# Written instruction
Make an exact copy of the lines below.
^^^^^^^^
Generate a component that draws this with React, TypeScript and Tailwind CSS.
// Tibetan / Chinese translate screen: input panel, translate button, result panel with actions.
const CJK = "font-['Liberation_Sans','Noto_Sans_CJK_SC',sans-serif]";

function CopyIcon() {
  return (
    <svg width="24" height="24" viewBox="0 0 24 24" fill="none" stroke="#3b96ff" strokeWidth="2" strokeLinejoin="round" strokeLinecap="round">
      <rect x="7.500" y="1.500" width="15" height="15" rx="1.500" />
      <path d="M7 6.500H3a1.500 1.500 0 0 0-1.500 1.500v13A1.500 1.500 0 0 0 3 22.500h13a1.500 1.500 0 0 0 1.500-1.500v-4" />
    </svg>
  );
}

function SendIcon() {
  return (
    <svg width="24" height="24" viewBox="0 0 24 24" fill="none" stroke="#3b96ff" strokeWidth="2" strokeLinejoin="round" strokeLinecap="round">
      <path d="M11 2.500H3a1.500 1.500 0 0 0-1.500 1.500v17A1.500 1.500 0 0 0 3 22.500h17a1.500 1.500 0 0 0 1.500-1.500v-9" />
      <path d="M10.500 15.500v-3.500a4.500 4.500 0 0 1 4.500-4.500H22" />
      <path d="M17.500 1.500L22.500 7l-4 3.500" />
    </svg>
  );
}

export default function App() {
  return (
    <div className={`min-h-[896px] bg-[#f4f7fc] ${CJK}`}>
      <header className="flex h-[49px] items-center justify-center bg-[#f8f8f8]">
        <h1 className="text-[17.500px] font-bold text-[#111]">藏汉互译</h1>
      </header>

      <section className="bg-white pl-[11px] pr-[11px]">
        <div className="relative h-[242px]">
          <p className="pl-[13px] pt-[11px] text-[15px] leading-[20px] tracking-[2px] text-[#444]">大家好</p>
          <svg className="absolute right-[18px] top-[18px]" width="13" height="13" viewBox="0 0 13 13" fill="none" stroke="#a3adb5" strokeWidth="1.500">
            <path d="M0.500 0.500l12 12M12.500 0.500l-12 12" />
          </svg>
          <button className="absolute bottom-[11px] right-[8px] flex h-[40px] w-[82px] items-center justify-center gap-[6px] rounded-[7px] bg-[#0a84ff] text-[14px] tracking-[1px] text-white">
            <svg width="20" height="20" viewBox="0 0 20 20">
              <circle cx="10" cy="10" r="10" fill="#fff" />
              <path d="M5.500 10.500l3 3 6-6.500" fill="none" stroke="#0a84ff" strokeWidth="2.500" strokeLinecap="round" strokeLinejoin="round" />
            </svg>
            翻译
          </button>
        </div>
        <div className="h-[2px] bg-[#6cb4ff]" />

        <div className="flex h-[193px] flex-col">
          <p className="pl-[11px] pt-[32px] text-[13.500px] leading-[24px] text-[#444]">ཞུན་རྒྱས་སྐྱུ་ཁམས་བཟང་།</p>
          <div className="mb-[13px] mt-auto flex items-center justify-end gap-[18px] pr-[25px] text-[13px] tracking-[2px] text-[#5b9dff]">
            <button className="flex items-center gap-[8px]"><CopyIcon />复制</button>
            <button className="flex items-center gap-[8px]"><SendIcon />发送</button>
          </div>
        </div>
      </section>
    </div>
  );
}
^^^^^^^^
# Right answer
Generate a component that draws this with React, TypeScript and Tailwind CSS.
// Tibetan / Chinese translate screen: input panel, translate button, result panel with actions.
const CJK = "font-['Liberation_Sans','Noto_Sans_CJK_SC',sans-serif]";

function CopyIcon() {
  return (
    <svg width="24" height="24" viewBox="0 0 24 24" fill="none" stroke="#3b96ff" strokeWidth="2" strokeLinejoin="round" strokeLinecap="round">
      <rect x="7.500" y="1.500" width="15" height="15" rx="1.500" />
      <path d="M7 6.500H3a1.500 1.500 0 0 0-1.500 1.500v13A1.500 1.500 0 0 0 3 22.500h13a1.500 1.500 0 0 0 1.500-1.500v-4" />
    </svg>
  );
}

function SendIcon() {
  return (
    <svg width="24" height="24" viewBox="0 0 24 24" fill="none" stroke="#3b96ff" strokeWidth="2" strokeLinejoin="round" strokeLinecap="round">
      <path d="M11 2.500H3a1.500 1.500 0 0 0-1.500 1.500v17A1.500 1.500 0 0 0 3 22.500h17a1.500 1.500 0 0 0 1.500-1.500v-9" />
      <path d="M10.500 15.500v-3.500a4.500 4.500 0 0 1 4.500-4.500H22" />
      <path d="M17.500 1.500L22.500 7l-4 3.500" />
    </svg>
  );
}

export default function App() {
  return (
    <div className={`min-h-[896px] bg-[#f4f7fc] ${CJK}`}>
      <header className="flex h-[49px] items-center justify-center bg-[#f8f8f8]">
        <h1 className="text-[17.500px] font-bold text-[#111]">藏汉互译</h1>
      </header>

      <section className="bg-white pl-[11px] pr-[11px]">
        <div className="relative h-[242px]">
          <p className="pl-[13px] pt-[11px] text-[15px] leading-[20px] tracking-[2px] text-[#444]">大家好</p>
          <svg className="absolute right-[18px] top-[18px]" width="13" height="13" viewBox="0 0 13 13" fill="none" stroke="#a3adb5" strokeWidth="1.500">
            <path d="M0.500 0.500l12 12M12.500 0.500l-12 12" />
          </svg>
          <button className="absolute bottom-[11px] right-[8px] flex h-[40px] w-[82px] items-center justify-center gap-[6px] rounded-[7px] bg-[#0a84ff] text-[14px] tracking-[1px] text-white">
            <svg width="20" height="20" viewBox="0 0 20 20">
              <circle cx="10" cy="10" r="10" fill="#fff" />
              <path d="M5.500 10.500l3 3 6-6.500" fill="none" stroke="#0a84ff" strokeWidth="2.500" strokeLinecap="round" strokeLinejoin="round" />
            </svg>
            翻译
          </button>
        </div>
        <div className="h-[2px] bg-[#6cb4ff]" />

        <div className="flex h-[193px] flex-col">
          <p className="pl-[11px] pt-[32px] text-[13.500px] leading-[24px] text-[#444]">ཞུན་རྒྱས་སྐྱུ་ཁམས་བཟང་།</p>
          <div className="mb-[13px] mt-auto flex items-center justify-end gap-[18px] pr-[25px] text-[13px] tracking-[2px] text-[#5b9dff]">
            <button className="flex items-center gap-[8px]"><CopyIcon />复制</button>
            <button className="flex items-center gap-[8px]"><SendIcon />发送</button>
          </div>
        </div>
      </section>
    </div>
  );
}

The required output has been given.